◆ Data provided ◆
· · · · ·
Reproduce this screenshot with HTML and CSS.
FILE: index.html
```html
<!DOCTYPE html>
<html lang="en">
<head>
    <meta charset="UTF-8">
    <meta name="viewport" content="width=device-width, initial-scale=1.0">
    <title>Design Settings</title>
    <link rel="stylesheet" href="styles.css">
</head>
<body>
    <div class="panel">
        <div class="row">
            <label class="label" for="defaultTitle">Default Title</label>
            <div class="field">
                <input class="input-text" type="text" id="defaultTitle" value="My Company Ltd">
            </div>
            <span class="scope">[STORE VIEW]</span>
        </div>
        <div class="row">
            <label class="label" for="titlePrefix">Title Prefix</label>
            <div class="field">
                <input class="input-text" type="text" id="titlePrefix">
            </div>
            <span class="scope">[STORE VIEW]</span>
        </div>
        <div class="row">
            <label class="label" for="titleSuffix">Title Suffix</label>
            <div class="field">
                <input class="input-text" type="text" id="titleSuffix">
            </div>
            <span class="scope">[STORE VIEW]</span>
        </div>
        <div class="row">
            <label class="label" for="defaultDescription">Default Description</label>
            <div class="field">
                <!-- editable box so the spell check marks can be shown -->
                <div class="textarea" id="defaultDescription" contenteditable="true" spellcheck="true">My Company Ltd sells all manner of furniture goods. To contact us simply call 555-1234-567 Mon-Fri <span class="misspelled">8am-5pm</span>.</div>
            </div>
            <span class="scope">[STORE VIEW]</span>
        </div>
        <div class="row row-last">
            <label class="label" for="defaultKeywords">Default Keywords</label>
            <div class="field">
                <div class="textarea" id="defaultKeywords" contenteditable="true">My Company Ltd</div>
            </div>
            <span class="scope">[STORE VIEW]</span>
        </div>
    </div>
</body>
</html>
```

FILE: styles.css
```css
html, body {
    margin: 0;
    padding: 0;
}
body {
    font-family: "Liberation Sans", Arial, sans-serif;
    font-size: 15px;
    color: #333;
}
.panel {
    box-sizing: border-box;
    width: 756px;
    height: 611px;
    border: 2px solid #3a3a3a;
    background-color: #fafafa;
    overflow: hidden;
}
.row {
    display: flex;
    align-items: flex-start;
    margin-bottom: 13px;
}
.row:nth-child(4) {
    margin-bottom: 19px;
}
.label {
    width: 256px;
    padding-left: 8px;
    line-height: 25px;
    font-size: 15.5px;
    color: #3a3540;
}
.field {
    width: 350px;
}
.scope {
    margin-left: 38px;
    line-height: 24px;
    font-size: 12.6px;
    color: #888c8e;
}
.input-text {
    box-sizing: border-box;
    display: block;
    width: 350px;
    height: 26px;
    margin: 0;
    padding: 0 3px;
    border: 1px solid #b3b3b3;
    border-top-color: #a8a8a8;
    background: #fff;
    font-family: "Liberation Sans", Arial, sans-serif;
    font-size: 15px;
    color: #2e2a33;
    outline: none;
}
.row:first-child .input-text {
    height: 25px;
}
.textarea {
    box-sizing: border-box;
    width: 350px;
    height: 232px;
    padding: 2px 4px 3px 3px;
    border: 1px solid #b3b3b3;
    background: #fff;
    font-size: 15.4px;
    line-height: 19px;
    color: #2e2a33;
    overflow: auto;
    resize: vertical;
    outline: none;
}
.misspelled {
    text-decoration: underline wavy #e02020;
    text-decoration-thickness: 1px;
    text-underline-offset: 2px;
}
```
· · · · ·
◆ Work required ◆
Copy all data exactly, start to finish.

◆ Answer to the task ◆
Reproduce this screenshot with HTML and CSS.
FILE: index.html
```html
<!DOCTYPE html>
<html lang="en">
<head>
    <meta charset="UTF-8">
    <meta name="viewport" content="width=device-width, initial-scale=1.0">
    <title>Design Settings</title>
    <link rel="stylesheet" href="styles.css">
</head>
<body>
    <div class="panel">
        <div class="row">
            <label class="label" for="defaultTitle">Default Title</label>
            <div class="field">
                <input class="input-text" type="text" id="defaultTitle" value="My Company Ltd">
            </div>
            <span class="scope">[STORE VIEW]</span>
        </div>
        <div class="row">
            <label class="label" for="titlePrefix">Title Prefix</label>
            <div class="field">
                <input class="input-text" type="text" id="titlePrefix">
            </div>
            <span class="scope">[STORE VIEW]</span>
        </div>
        <div class="row">
            <label class="label" for="titleSuffix">Title Suffix</label>
            <div class="field">
                <input class="input-text" type="text" id="titleSuffix">
            </div>
            <span class="scope">[STORE VIEW]</span>
        </div>
        <div class="row">
            <label class="label" for="defaultDescription">Default Description</label>
            <div class="field">
                <!-- editable box so the spell check marks can be shown -->
                <div class="textarea" id="defaultDescription" contenteditable="true" spellcheck="true">My Company Ltd sells all manner of furniture goods. To contact us simply call 555-1234-567 Mon-Fri <span class="misspelled">8am-5pm</span>.</div>
            </div>
            <span class="scope">[STORE VIEW]</span>
        </div>
        <div class="row row-last">
            <label class="label" for="defaultKeywords">Default Keywords</label>
            <div class="field">
                <div class="textarea" id="defaultKeywords" contenteditable="true">My Company Ltd</div>
            </div>
            <span class="scope">[STORE VIEW]</span>
        </div>
    </div>
</body>
</html>
```

FILE: styles.css
```css
html, body {
    margin: 0;
    padding: 0;
}
body {
    font-family: "Liberation Sans", Arial, sans-serif;
    font-size: 15px;
    color: #333;
}
.panel {
    box-sizing: border-box;
    width: 756px;
    height: 611px;
    border: 2px solid #3a3a3a;
    background-color: #fafafa;
    overflow: hidden;
}
.row {
    display: flex;
    align-items: flex-start;
    margin-bottom: 13px;
}
.row:nth-child(4) {
    margin-bottom: 19px;
}
.label {
    width: 256px;
    padding-left: 8px;
    line-height: 25px;
    font-size: 15.5px;
    color: #3a3540;
}
.field {
    width: 350px;
}
.scope {
    margin-left: 38px;
    line-height: 24px;
    font-size: 12.6px;
    color: #888c8e;
}
.input-text {
    box-sizing: border-box;
    display: block;
    width: 350px;
    height: 26px;
    margin: 0;
    padding: 0 3px;
    border: 1px solid #b3b3b3;
    border-top-color: #a8a8a8;
    background: #fff;
    font-family: "Liberation Sans", Arial, sans-serif;
    font-size: 15px;
    color: #2e2a33;
    outline: none;
}
.row:first-child .input-text {
    height: 25px;
}
.textarea {
    box-sizing: border-box;
    width: 350px;
    height: 232px;
    padding: 2px 4px 3px 3px;
    border: 1px solid #b3b3b3;
    background: #fff;
    font-size: 15.4px;
    line-height: 19px;
    color: #2e2a33;
    overflow: auto;
    resize: vertical;
    outline: none;
}
.misspelled {
    text-decoration: underline wavy #e02020;
    text-decoration-thickness: 1px;
    text-underline-offset: 2px;
}
```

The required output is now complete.